Namibia Economist (Windhoek)

15 February 2013

Namibia: FNB Rakes in N$350 Million From Banking Fees

FNB has reported an 18% growth in banking fees and commission income to N$350 million in the six months ended 31 December 2012.

In total, non-interest income increased by 20% to N$403 million.The country's largest bank by assets, attributed the increase to a good growth in accounts and transaction volumes.

Earnings per share from continuing operations increased by 14% to 121.3 cents, up from 106.7 cents in 2011. Headline earnings per share increased by 12% to 121.3 cents.

Year on year advances also increased 18% to N$16 billion. Main categories of growth were: overdrafts and fair value advances 31%, WesBank 15%, term loans 15% and home loans 14%. Deposits grew by 5% to N$17 billion.

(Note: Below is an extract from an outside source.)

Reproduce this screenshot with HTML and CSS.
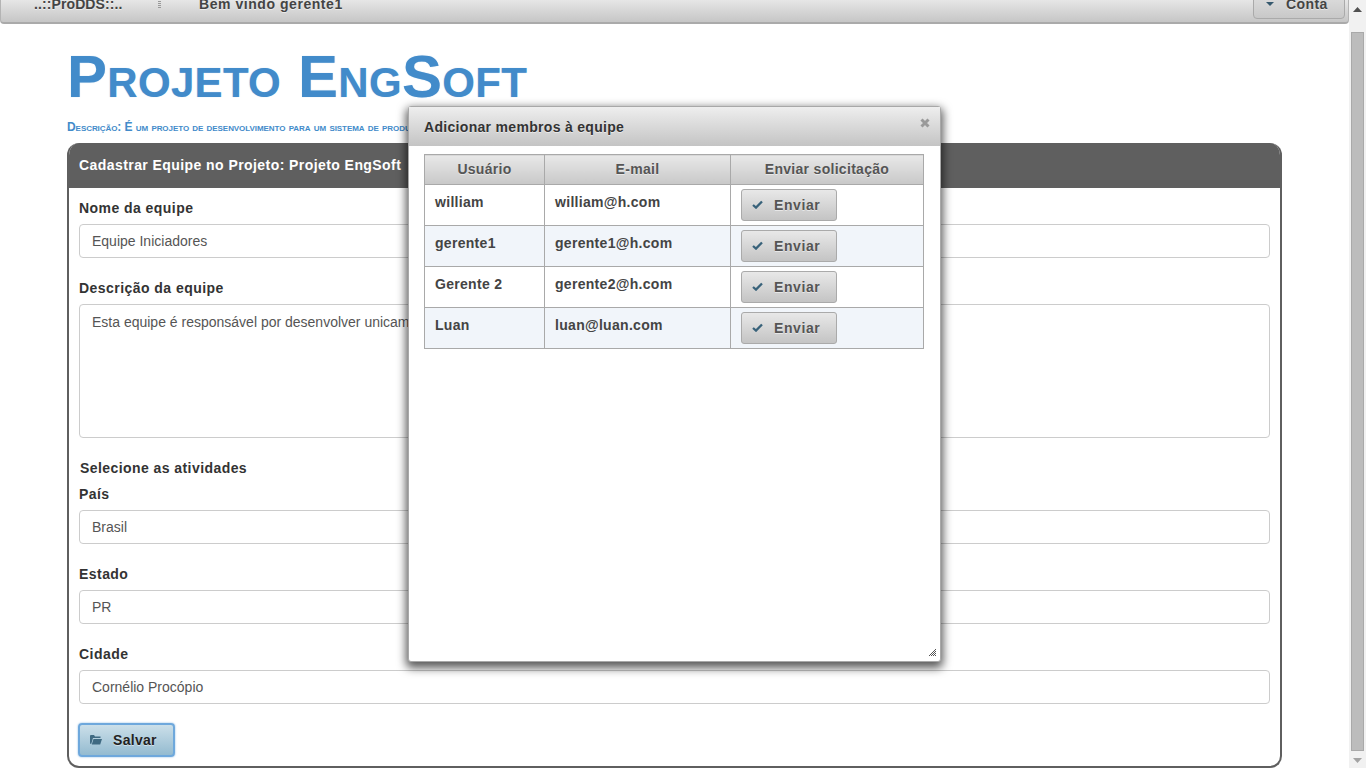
FILE: index.html
```html
<!DOCTYPE html>
<html lang="pt-BR">
<head>
<meta charset="utf-8">
<title>Projeto EngSoft</title>
<link rel="stylesheet" href="styles.css">
</head>
<body>
<div class="viewport">
  <div class="page">
    <header class="topbar">
      <span class="brand">..::ProDDS::..</span>
      <span class="grip"></span>
      <span class="welcome">Bem vindo gerente1</span>
      <button class="account" type="button">
        <svg class="caret" width="8" height="4" viewBox="0 0 8 4"><path d="M0 0h8L4 4z"/></svg>
        Conta
      </button>
    </header>
    <main class="content">
      <h1 class="title">Projeto EngSoft</h1>
      <p class="desc">Descrição: É um projeto de desenvolvimento para um sistema de produção de software</p>
      <section class="panel">
        <h2 class="panel-head">Cadastrar Equipe no Projeto: Projeto EngSoft</h2>
        <form class="panel-body">
          <label class="lbl">Nome da equipe</label>
          <div class="field">Equipe Iniciadores</div>
          <label class="lbl">Descrição da equipe</label>
          <div class="field area">Esta equipe é responsável por desenvolver unicamente as atividades iniciais</div>
          <div class="sel">Selecione as atividades</div>
          <label class="lbl lbl-tight">País</label>
          <div class="field">Brasil</div>
          <label class="lbl">Estado</label>
          <div class="field">PR</div>
          <label class="lbl">Cidade</label>
          <div class="field">Cornélio Procópio</div>
          <button class="save" type="button">
            <svg width="12" height="10" viewBox="0 0 12 10"><path fill="#3f6a82" d="M1 0h3l1 1.500h5.500V3H3L1.200 9H1a1 1 0 0 1-1-1V1a1 1 0 0 1 1-1z"/><path fill="#3f6a82" d="M3.500 4H12l-1.800 5.500H1.800z"/></svg>
            Salvar
          </button>
        </form>
      </section>
    </main>
  </div>
  <div class="scrollbar">
    <svg class="arrow" width="9" height="5" viewBox="0 0 9 5"><path d="M4.500 0L9 5H0z"/></svg>
    <div class="thumb"></div>
    <svg class="arrow" width="9" height="5" viewBox="0 0 9 5"><path d="M0 0h9L4.500 5z"/></svg>
  </div>
  <div class="modal">
    <div class="modal-head">
      <span>Adicionar membros à equipe</span>
      <svg class="close" width="10" height="10" viewBox="0 0 10 10"><path d="M1.500 1.500l7 7M8.500 1.500l-7 7" stroke="#9a9a9a" stroke-width="3" fill="none"/></svg>
    </div>
    <div class="modal-body">
      <table class="members">
        <thead>
          <tr><th class="c1">Usuário</th><th class="c2">E-mail</th><th class="c3">Enviar solicitação</th></tr>
        </thead>
        <tbody>
          <tr><td>william</td><td>william@h.com</td><td><button class="send" type="button"><svg width="11" height="9" viewBox="0 0 11 9"><path d="M1 5l3 2.600L10 1.500" stroke="#38627a" stroke-width="2.300" fill="none"/></svg>Enviar</button></td></tr>
          <tr class="alt"><td>gerente1</td><td>gerente1@h.com</td><td><button class="send" type="button"><svg width="11" height="9" viewBox="0 0 11 9"><path d="M1 5l3 2.600L10 1.500" stroke="#38627a" stroke-width="2.300" fill="none"/></svg>Enviar</button></td></tr>
          <tr><td>Gerente 2</td><td>gerente2@h.com</td><td><button class="send" type="button"><svg width="11" height="9" viewBox="0 0 11 9"><path d="M1 5l3 2.600L10 1.500" stroke="#38627a" stroke-width="2.300" fill="none"/></svg>Enviar</button></td></tr>
          <tr class="alt"><td>Luan</td><td>luan@luan.com</td><td><button class="send" type="button"><svg width="11" height="9" viewBox="0 0 11 9"><path d="M1 5l3 2.600L10 1.500" stroke="#38627a" stroke-width="2.300" fill="none"/></svg>Enviar</button></td></tr>
        </tbody>
      </table>
    </div>
    <svg class="resize" width="9" height="9" viewBox="0 0 9 9" shape-rendering="crispEdges">
      <defs>
        <pattern id="checker" width="2" height="2" patternUnits="userSpaceOnUse">
          <rect width="1" height="1" fill="#555"/>
          <rect x="1" y="1" width="1" height="1" fill="#555"/>
        </pattern>
      </defs>
      <polygon points="9,0 9,9 0,9" fill="url(#checker)"/>
    </svg>
  </div>
</div>
</body>
</html>
```
FILE: styles.css
```css
* { box-sizing: border-box; }
html, body { margin: 0; padding: 0; height: 100%; overflow: hidden; background: #fff; }
body { font-family: "Liberation Sans", Arial, sans-serif; color: #333; font-size: 14px; }
.viewport { position: relative; display: flex; width: 1366px; height: 768px; overflow: hidden; }
.page { width: 1349px; height: 768px; overflow: hidden; flex: none; }

.topbar {
  display: flex; align-items: flex-end; height: 24px; padding-bottom: 12px;
  background: linear-gradient(#e6e6e6, #c6c6c6);
  border: 1px solid #b4b4b4; border-top: 0; border-bottom: 2px solid #aaa;
  border-radius: 0 0 4px 4px; position: relative;
  font-weight: bold; color: #444; text-shadow: 0 1px 0 rgba(255,255,255,.5);
}
.brand { margin-left: 33px; width: 124px; line-height: 14px; margin-bottom: -1px; letter-spacing: .1px; }
.grip { width: 3px; height: 14px; margin-right: 38px; margin-bottom: 1px;
  background: repeating-linear-gradient(#999 0 1px, transparent 1px 2px); }
.welcome { line-height: 14px; margin-bottom: -1px; letter-spacing: .55px; }
.account {
  position: absolute; right: 3px; top: -6px; width: 92px; height: 25px;
  display: flex; align-items: center; gap: 12px;
  background: linear-gradient(#dedede, #c8c8c8); border: 1px solid #aaa; border-radius: 4px;
  font: bold 14px "Liberation Sans", Arial, sans-serif; color: #444; padding: 0 0 5px 12px;
  letter-spacing: .4px; text-shadow: 0 1px 0 rgba(255,255,255,.5);
}
.caret { fill: #36596e; }

.content { padding: 0 67px; }
.title {
  margin: 20px 0 0; font: small-caps bold 60px/66px "Liberation Sans", Arial, sans-serif;
  color: #428bca; text-shadow: 0 0 1px rgba(66,139,202,.4); white-space: nowrap; letter-spacing: .3px;
}
.desc {
  margin: 10px 0 0; font: small-caps bold 12px/14px "Liberation Sans", Arial, sans-serif;
  color: #428bca; height: 15px; white-space: nowrap; overflow: hidden; letter-spacing: -.06px;
}
.panel {
  margin-top: 8px; width: 1215px; height: 625px; border: 2px solid #5f5f5f; border-top: 0;
  border-radius: 12px; overflow: hidden;
}
.panel-head {
  margin: 0; height: 45px; background: #5f5f5f; color: #fff;
  font: bold 14px/45px "Liberation Sans", Arial, sans-serif; padding-left: 10px; letter-spacing: .43px;
}
.panel-body { padding: 0 10px; display: flex; flex-direction: column; align-items: flex-start; }
.lbl { display: block; font-weight: bold; line-height: 20px; margin: 0 0 6px; color: #333; letter-spacing: .45px; }
.panel-body .lbl:first-child { margin-top: 10px; }
.panel-body .lbl-tight { margin-top: 6px; }
.field {
  width: 100%; height: 34px; border: 1px solid #ccc; border-radius: 4px;
  padding: 0 12px; line-height: 32px; color: #555; background: #fff; flex: none; margin-bottom: 20px;
}
.field.area { height: 134px; padding-top: 1px; }
.sel { font-weight: bold; line-height: 20px; margin: 0 0 0 1px; color: #333; letter-spacing: .43px; }
.save {
  display: flex; align-items: center; gap: 11px; width: 97px; height: 34px; margin: -1px 0 0 -1px; padding: 0 0 0 10px;
  background: linear-gradient(#cbdfe9, #94bbd0); border: 2px solid #6ea8dc; border-radius: 4px;
  font: bold 14px "Liberation Sans", Arial, sans-serif; color: #222; box-shadow: 0 0 2px #7fb2e0;
  letter-spacing: .3px; text-shadow: 0 1px 0 rgba(255,255,255,.5);
}

.scrollbar { width: 17px; height: 768px; background: #f1f1f1; display: flex; flex-direction: column; align-items: center; flex: none; padding-top: 7px; }
.arrow { fill: #505050; flex: none; }
.scrollbar .arrow:last-child { fill: #a3a3a3; margin-top: 7px; }
.thumb { width: 13px; height: 719px; margin-top: 20px; background: #bcbcbc; border: 1px solid #a9a9a9; flex: none; }

.modal {
  position: absolute; left: 408px; top: 106px; width: 533px; height: 556px;
  background: #fff; border: 1px solid #a8a8a8; border-radius: 3px;
  box-shadow: 0 4px 10px 2px rgba(0,0,0,.65);
}
.modal-head {
  position: relative; height: 39px; padding-left: 15px;
  background: linear-gradient(#eeeeee, #c4c4c4);
  font-weight: bold; line-height: 40px; color: #333; letter-spacing: .31px; text-shadow: 0 1px 0 rgba(255,255,255,.5);
}
.close { position: absolute; right: 10px; top: 11px; }
.modal-body { padding: 8px 15px 0; }
.members { border-collapse: collapse; table-layout: fixed; width: 499px; color: #444; }
.members th, .members td { border: 1px solid #a9a9a9; font-weight: bold; font-size: 14px; letter-spacing: .3px; }
.members th {
  height: 30px; padding: 0 0 2px; text-align: center; color: #555;
  background: linear-gradient(#e8e8e8, #c8c8c8); text-shadow: 0 1px 0 rgba(255,255,255,.5);
}
.c1 { width: 120px; }
.c2 { width: 186px; }
.c3 { width: 193px; }
.members td { height: 41px; padding: 0 10px 6px; vertical-align: middle; }
.members td:last-child { padding: 0 10px; }
.alt td { background: #f1f5fa; }
.send {
  display: flex; align-items: center; gap: 11px; width: 96px; height: 32px; padding: 0 0 0 10px; margin-bottom: 1px;
  background: linear-gradient(#e8e8e8, #c4c4c4); border: 1px solid #aaa; border-radius: 3px;
  font: bold 14px "Liberation Sans", Arial, sans-serif; color: #555; letter-spacing: .6px; text-shadow: 0 1px 0 rgba(255,255,255,.5);
}
.resize { position: absolute; right: 4px; bottom: 5px; }
```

Profit increased by 12% to N$292 million compared to N$261 million in 2011. The group declared an interim dividend of 46 cents in January 2013 compared to 41 cents last year.

Net interest income increased by 10% to N$488 million up from N$443 million. The bank says margins have been well managed through the low interest rate cycle.

Over the past year, cellphone banking transactions have increased by 83% and internet banking volumes are up 18%. However, foreign exchange income at N$32 million was marginally down on the corresponding period last year, on lower volumes and increased competition.

In the period under review, FNB saw its non-interest expenditure increase by 10% to N$441 million. The higher than inflation cost escalation has been attributed to new representation points, additional staff, the roll out of Account Opening Optimisation and E-wallet system development costs.

The ratio of non-performing loans to average gross advances continued to improve, reducing to 0.9% from 1.3% in 2011. Non-performing loans fell 19% to N$136 million from N$168 million the previous year.

Going forward, FNB says the construction of the Husab mining project and the Otjikoto gold mine, set to start this year will hold positive knock-on effects for growth. "For example, the N$21 billion Husab project will employ between 4,000 and 6,000 people during construction, which augers well for domestic spending," says FNB.